Dengan berkebun, menjadikan ada pergerakan dari tubuh. Di kebun, di samping membersihkan rerumputan, juga memberikan makan pada ayam yang ada di kandang. Di kebun tersebut, saya tanam juga beberapa pohon pisang yang mulai berbuah. Juntaian panjang buahnya, memberikan kepuasan melihatnya.
Dalam penantian antara hujan dan tidak, datang tetangga sebelah rumah. Istri saya memanggilnya dengan sebutan Tante Rita. Dengan keramahan dan senyumnya, ia mengetuk pintu dan memberikan semacam parcel. Di dalam kotak parcel yang terbungkus dalam paper bag, ada kemasan atau box warna coklat bertulis Gong Xi Fa Cai. Berikutnya roti nastar bulat-bulat dan beberapa buah jeruk.
Dalam box tadi ketika saya buka ternyata kue ranjang, kue khas Imlek. Tentu istri saya yang menerima bingkisan dari Tante Rita dari mengucap terima kasih.
Tetangga sebelah rumah saya tersebut, memang dikenal baik dengan tetangga. Meski minoritas di lingkungan tempat tinggal saya, Tante Rita yang bermata sipit tersebut, suka berbagi dengan tetangga. Kebaikan hatinya ini, bisa jadi yang mengantarkan warga menyukai dan menerima kebersamaan bertetangga dengan keluarga Tante Rita.
Saya ingat, seminggu lalu ketika pulang dari kebun dan memetik tiga butir mangga yang merupakan petikan perdana dari mangga yang saya tanam, dua diantara mangga itu oleh istri saya diberikan kepada Tante Rita.
" Yang satu kita makan ya Yah, bolehkan yang dua untuk Tante Rita? "
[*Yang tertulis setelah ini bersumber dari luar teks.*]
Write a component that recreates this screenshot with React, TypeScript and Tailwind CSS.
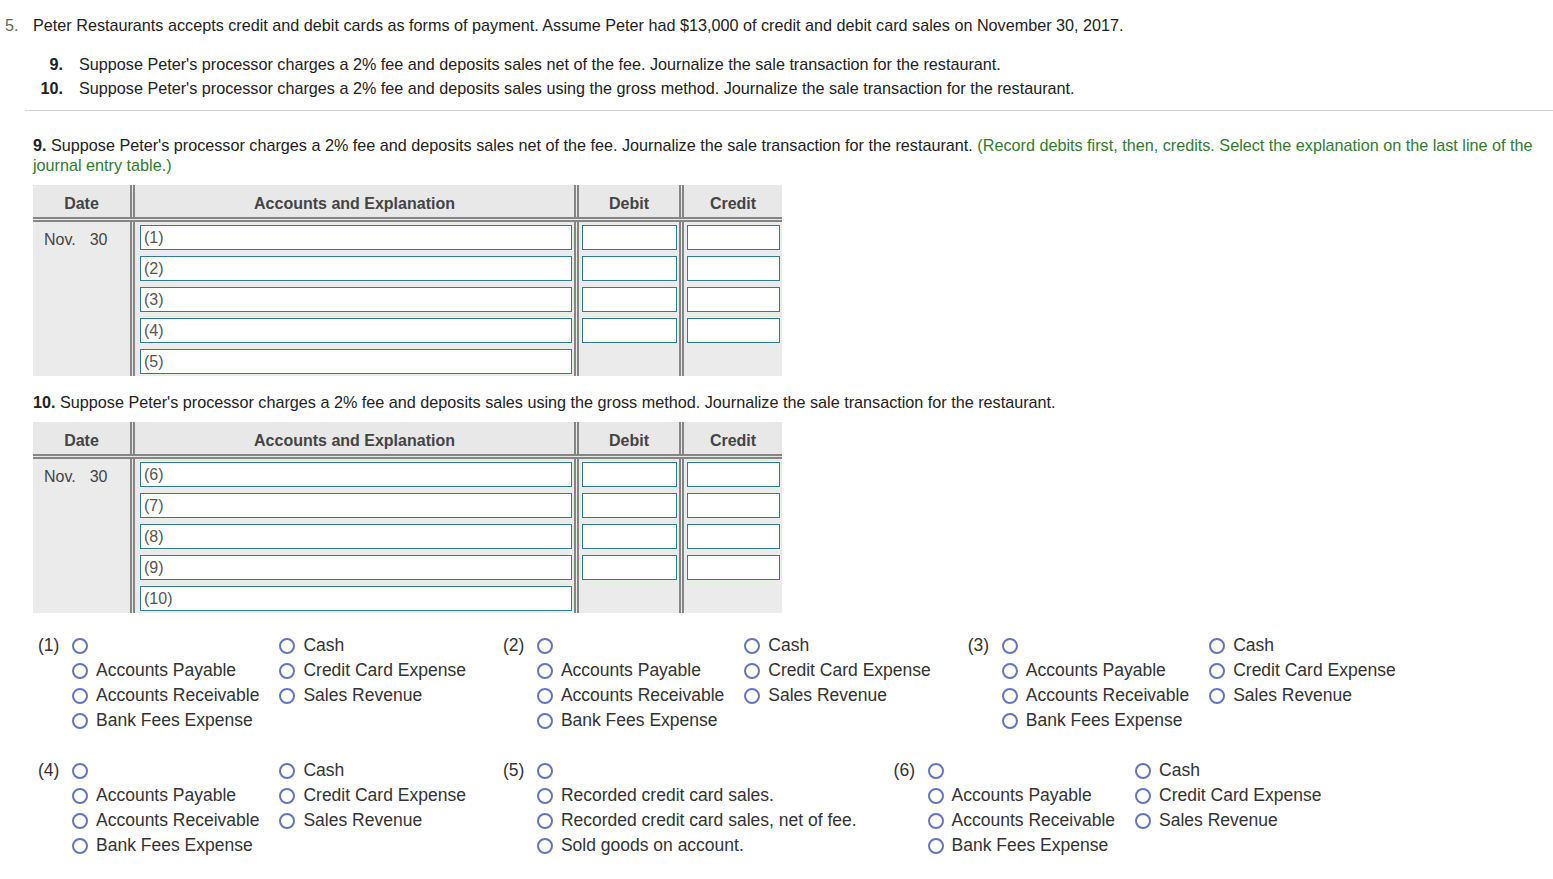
import React from "react";

const accountOptions = [
    "",
    "Cash",
    "Accounts Payable",
    "Credit Card Expense",
    "Accounts Receivable",
    "Sales Revenue",
    "Bank Fees Expense",
];

const explanationOptions = [
    "",
    "Recorded credit card sales.",
    "Recorded credit card sales, net of fee.",
    "Sold goods on account.",
];

const Radio = () => (
    <span className="inline-block h-[16px] w-[16px] shrink-0 rounded-full border-2 border-[#6474c6] bg-white" />
);

type ChoiceProps = {
    label: string
    options: string[]
    cols: 1 | 2
}

const Choice = ({ label, options, cols }: ChoiceProps) => (
    <div className="flex items-start">
        <span className="w-[34px] shrink-0 leading-[25px]">{label}</span>
        <div className={cols === 2 ? "grid grid-cols-[auto_auto] gap-x-[20px]" : "grid grid-cols-1"}>
            {options.map((opt, i) => (
                <div key={i} className="flex h-[25px] items-center gap-[8px] whitespace-nowrap">
                    <Radio />
                    {opt && <span>{opt}</span>}
                </div>
            ))}
        </div>
    </div>
);

type JournalProps = {
    start: number
}

const Field = ({ text }: { text?: string }) => (
    <div className="flex h-[25px] items-center border border-[#2f7d8f] bg-white pl-[3px] text-[#555]">
        {text}
    </div>
);

const JournalTable = ({ start }: JournalProps) => {
    const rows = [0, 1, 2, 3, 4].map((i) => `(${start + i})`);
    const sep = "border-r-[5px] border-double border-[#858585]";
    return (
        <div className="w-[749px] bg-[#ebebeb] text-[16px] text-[#444]">
            <div className="flex h-[37px] border-b-[5px] border-double border-[#858585] bg-[#e8e8e8] font-bold">
                <div className={`flex w-[102px] items-center justify-center pt-[6px] ${sep}`}>Date</div>
                <div className={`flex w-[444px] items-center justify-center pt-[6px] ${sep}`}>Accounts and Explanation</div>
                <div className={`flex w-[105px] items-center justify-center pt-[6px] ${sep}`}>Debit</div>
                <div className="flex w-[98px] items-center justify-center pt-[6px]">Credit</div>
            </div>
            <div className="flex">
                <div className={`w-[102px] pl-[11px] pt-[8px] leading-[20px] ${sep}`}>
                    Nov.<span className="ml-[14px]">30</span>
                </div>
                <div className={`flex w-[444px] flex-col gap-[6px] pb-[2px] pl-[5px] pr-[2px] pt-[3px] ${sep}`}>
                    {rows.map((r) => <Field key={r} text={r} />)}
                </div>
                <div className={`flex w-[105px] flex-col gap-[6px] pl-[3px] pr-[2px] pt-[3px] ${sep}`}>
                    {[0, 1, 2, 3].map((i) => <Field key={i} />)}
                </div>
                <div className="flex w-[98px] flex-col gap-[6px] pl-[3px] pr-[2px] pt-[3px]">
                    {[0, 1, 2, 3].map((i) => <Field key={i} />)}
                </div>
            </div>
        </div>
    );
};

const App = () => {
    return (
        <div className="h-[879px] w-[1553px] overflow-hidden bg-white font-['Liberation_Sans',Arial,sans-serif] text-[16.2px] text-[#222]">
            <div className="flex pt-[15px] leading-[20px]">
                <span className="w-[33px] pl-[5px] text-[#666]">5.</span>
                <span>Peter Restaurants accepts credit and debit cards as forms of payment. Assume Peter had $13,000 of credit and debit card sales on November 30, 2017.</span>
            </div>
            <div className="mt-[17px] leading-[24px]">
                <div className="flex">
                    <span className="w-[63px] text-right font-bold">9.</span>
                    <span className="ml-[16px]">Suppose Peter's processor charges a 2% fee and deposits sales net of the fee. Journalize the sale transaction for the restaurant.</span>
                </div>
                <div className="flex">
                    <span className="w-[63px] text-right font-bold">10.</span>
                    <span className="ml-[16px]">Suppose Peter's processor charges a 2% fee and deposits sales using the gross method. Journalize the sale transaction for the restaurant.</span>
                </div>
            </div>
            <div className="ml-[25px] mt-[10px] border-t border-[#d2d2d2]" />

            <div className="px-[33px]">
                <p className="mt-[24px] w-[1515px] leading-[20px]">
                    <b>9.</b> Suppose Peter's processor charges a 2% fee and deposits sales net of the fee. Journalize the sale transaction for the restaurant.{" "}
                    <span className="text-[#2e7d2e]">(Record debits first, then, credits. Select the explanation on the last line of the journal entry table.)</span>
                </p>
                <div className="mt-[10px]">
                    <JournalTable start={1} />
                </div>

                <p className="mt-[16px] leading-[20px]">
                    <b>10.</b> Suppose Peter's processor charges a 2% fee and deposits sales using the gross method. Journalize the sale transaction for the restaurant.
                </p>
                <div className="mt-[10px]">
                    <JournalTable start={6} />
                </div>
            </div>

            <div className="mt-[20px] flex flex-col gap-[25px] pl-[38px] text-[17.5px] text-[#333]">
                <div className="flex gap-[37px]">
                    <Choice label="(1)" options={accountOptions} cols={2} />
                    <Choice label="(2)" options={accountOptions} cols={2} />
                    <Choice label="(3)" options={accountOptions} cols={2} />
                </div>
                <div className="flex gap-[37px]">
                    <Choice label="(4)" options={accountOptions} cols={2} />
                    <Choice label="(5)" options={explanationOptions} cols={1} />
                    <Choice label="(6)" options={accountOptions} cols={2} />
                </div>
            </div>
        </div>
    );
};

export default App;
Saya tidak habis pikir. Mangga yang hanya berbuah tiga butir, satu dimakan sendiri, dua diberikan orang lain. Saat pulang dari kebun kemarin, memang kami berpapasan dengan Tante Rita. Melihat mangga yang dibawa istri saya sempat berkomentar :"Waduh enak sekali mangga itu Bu. Bijinya tipis sekali dan rasanya disamping manis ada asam-asamnya. "
Bisa jadi, itu yang membuat Istri saya berniat memberikan mangga hasil panen perdana pada Tante Rita. Saya hanya diam.